Mrs Sanford , on the other hand, has behaved honorably all the way. She tried to keep the marriage together and told him he had to stop seeing the other woman (she found out about it about five months ago).
I have to admit I feel lost in this world. It is hard to be proud of America surrounded by hypocrites and nihilists
Of course I have no illusions. Britain is far worse and Spain is almost entirely a den of iniquity. There is no escape really from the worst of the modern world.
The 60’s have come to Spain Careers, Contraception and the Cult of Childlessness.
I count myself lucky that I got there before the contagion spread. My wife was the last harvest of the true beauty and honor of Spain.
As the Highland saying goings (I will translate). “Modesty ‘tis the true beauty of womanhood.”

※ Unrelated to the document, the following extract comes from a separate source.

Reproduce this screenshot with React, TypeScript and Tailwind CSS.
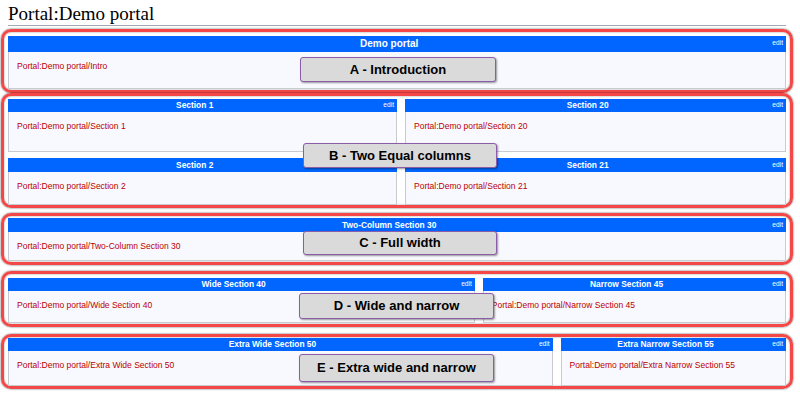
import React from "react";

type SectionProps = {
  title: string;
  link: string;
  head: string;
  body: string;
  big?: boolean;
};

const Section = ({ title, link, head, body, big }: SectionProps) => (
  <div>
    {/* blue title bar */}
    <div className={`flex items-center bg-[#0066ff] text-white ${head}`}>
      <span className={`flex-1 text-center font-bold leading-none ${big ? "text-[10px]" : "text-[8.4px]"}`}>
        {title}
      </span>
      <span className={`pl-[2px] pr-[3px] text-[6.6px] leading-none ${big ? "self-start pt-[4px]" : ""}`}>edit</span>
    </div>
    {/* body */}
    <div
      className={`border-x border-b border-[#c8ccd1] bg-[#f8f8ff] pl-[8px] pt-[9px] text-[8.5px] leading-[10px] text-[#ba0000] ${body}`}
    >
      {link}
    </div>
  </div>
);

const RedBox = ({ className, children }: { className: string; children: React.ReactNode }) => (
  <div
    className={`-mx-[7px] rounded-[10px] border-[3px] border-[#f44848] px-[4px] shadow-[0_0_2px_rgba(0,0,0,0.7),inset_0_0_2px_rgba(0,0,0,0.45)] ${className}`}
  >
    {children}
  </div>
);

const Label = ({ text, className }: { text: string; className: string }) => (
  <div
    className={`absolute flex items-center justify-center rounded-[3px] border-[1.5px] border-[#8b5ca8] bg-[#dadada] text-[13px] font-bold text-black shadow-[1px_1px_2px_rgba(0,0,0,0.4)] ${className}`}
  >
    {text}
  </div>
);

export default function App() {
  return (
    <div className="relative h-[395px] w-[800px] overflow-hidden bg-white font-['Liberation_Sans',Arial,sans-serif]">
      <div className="ml-[8px] w-[778px]">
        <h1 className="border-b border-[#a2a9b1] pt-[3px] font-['Liberation_Serif',serif] text-[19px] leading-[22px] text-black">
          Portal:Demo portal
        </h1>

        {/* A */}
        <RedBox className="mt-[3px] pt-[4px] pb-[1px]">
          <Section title="Demo portal" link="Portal:Demo portal/Intro" head="h-[16px]" body="h-[37px]" big />
        </RedBox>

        {/* B */}
        <RedBox className="pt-[3px]">
          <div className="flex gap-[8px]">
            <div className="w-1/2">
              <Section title="Section 1" link="Portal:Demo portal/Section 1" head="h-[13px]" body="h-[40px]" />
              <div className="mt-[6px]">
                <Section title="Section 2" link="Portal:Demo portal/Section 2" head="h-[14px]" body="h-[33px]" />
              </div>
            </div>
            <div className="flex-1">
              <Section title="Section 20" link="Portal:Demo portal/Section 20" head="h-[13px]" body="h-[40px]" />
              <div className="mt-[6px]">
                <Section title="Section 21" link="Portal:Demo portal/Section 21" head="h-[14px]" body="h-[33px]" />
              </div>
            </div>
          </div>
        </RedBox>

        {/* C */}
        <RedBox className="mt-[5px] pt-[2px] pb-[1px]">
          <Section
            title="Two-Column Section 30"
            link="Portal:Demo portal/Two-Column Section 30"
            head="h-[14px]"
            body="h-[29px]"
          />
        </RedBox>

        {/* D */}
        <RedBox className="mt-[6px] pt-[4px] pb-[1px]">
          <div className="flex gap-[8px]">
            <div className="w-[60%]">
              <Section title="Wide Section 40" link="Portal:Demo portal/Wide Section 40" head="h-[13px]" body="h-[32px]" />
            </div>
            <div className="flex-1">
              <Section title="Narrow Section 45" link="Portal:Demo portal/Narrow Section 45" head="h-[13px]" body="h-[32px]" />
            </div>
          </div>
        </RedBox>

        {/* E */}
        <RedBox className="mt-[7px] pt-[1px]">
          <div className="flex gap-[8px]">
            <div className="w-[70%]">
              <Section
                title="Extra Wide Section 50"
                link="Portal:Demo portal/Extra Wide Section 50"
                head="h-[13px]"
                body="h-[35px]"
              />
            </div>
            <div className="flex-1">
              <Section
                title="Extra Narrow Section 55"
                link="Portal:Demo portal/Extra Narrow Section 55"
                head="h-[13px]"
                body="h-[35px]"
              />
            </div>
          </div>
        </RedBox>
      </div>

      {/* annotation labels */}
      <Label text="A - Introduction" className="left-[300px] top-[57px] h-[25px] w-[196px]" />
      <Label text="B - Two Equal columns" className="left-[303px] top-[143px] h-[25px] w-[194px]" />
      <Label text="C - Full width" className="left-[303px] top-[231px] h-[24px] w-[194px]" />
      <Label text="D - Wide and narrow" className="left-[299px] top-[293px] h-[26px] w-[195px]" />
      <Label text="E - Extra wide and narrow" className="left-[299px] top-[354px] h-[28px] w-[195px]" />
    </div>
  );
}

( Is I ‘’n alleantaeachd maise nam ban.)
We do the best we can with our daughters but worry terribly about the character of the young men they meet. I almost (not quite) wish for arranged marriages. Perhaps that custom will come back out of necessity. Who knows?
Are values taught or caught? I think it is an interaction of both. But one must teach by example.
Even in my relationships with my sisters –sometimes conflictive- there is love and forgiveness because I PUT FAMILY FIRST and I do not want to give a bad example for my own children. I certainly am not going to sue anyone over some piece of furniture etc. It just is not that important. Things are not important as compared to memories, love, family and friendship.
There are deep bonds of loyalty and love there that can withstand anything.
Vanity and greed should not intrude and are little match for the love and affection of over 50 years or in the case of my wife now over 36 years. She and I have been friends for over 36 years and I am a close friend to her sister and aunt and mother!!!! If I lost my wife I would still have her family and its love and I would still have my children our children as well.
Real love – the love a LEAL MON- is deep and wide and unshakeable . It bends not with the remover to removed. Love’s not time’s fool. It is an ever fixed mark.
Castles are sacked in war, Eileen aroon,
Chieftains are scattered far,
But TRUTH ‘tis a fix-ed star EILEEN AROON.